# Native Fishkeeping...how cool!



## AshleytheGreat (Jul 24, 2005)

Apparently Native fishkeeping has been getting popular over the years. Im def interested in this. Set up a nice 55 gallon tank and put in some sunfish, blue gills, and shiners. Live plants, gravel beds. Anyone do this?! Or have experience with it.


----------



## TheOldSalt (Jan 28, 2005)

As a card-carrying member of both NANFA & the NFC, yes, I have experience with this. It may surprise you to know that american fishes are highly prized in other countries, even though they are virtually unknown here at home. Nanfa.org or nativefish.org are both good places to learn vast amounts about our native fish and their care.


----------



## euRasian32 (May 19, 2005)

I looked into this mildly, stopped short because I wouldn't want to make a half cocked attempt in a 10 gallon. I'm going to wait until I have my own home and such.

I'm curious about, when you're successful in breeding and have a good batch of native fish, how do you go about releasing the fish back into the wild? I assume that it has to be authorized...


----------



## blixem (Jun 13, 2005)

euRasian32 said:


> I looked into this mildly, stopped short because I wouldn't want to make a half cocked attempt in a 10 gallon. I'm going to wait until I have my own home and such.
> 
> I'm curious about, when you're successful in breeding and have a good batch of native fish, how do you go about releasing the fish back into the wild? I assume that it has to be authorized...
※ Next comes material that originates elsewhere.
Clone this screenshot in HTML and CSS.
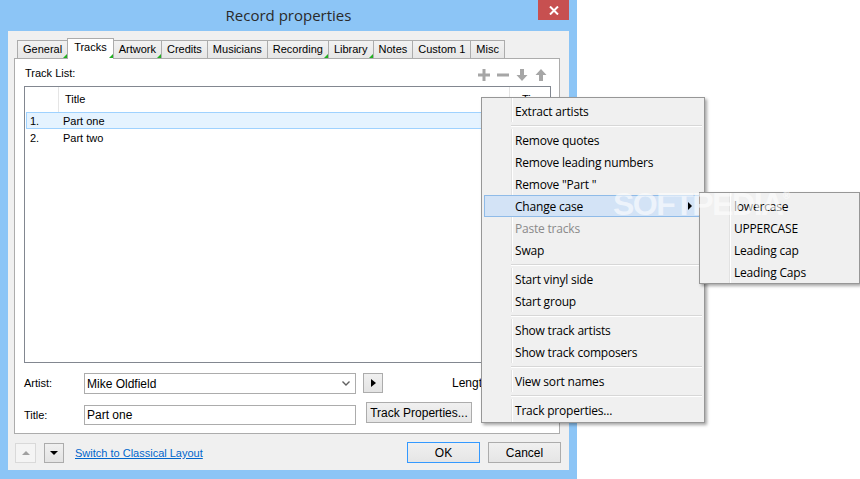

Maybe contact your local fish and game station, or possibly one of your states fish hatcheries.


----------



## malawi4me2 (Jan 18, 2005)

I would love to have the space to dedicate to another tank, and only keep native species of fish and plants in that tank! ...Must...Get...More...Tanks...


----------



## AshleytheGreat (Jul 24, 2005)

Ill def check out those sites...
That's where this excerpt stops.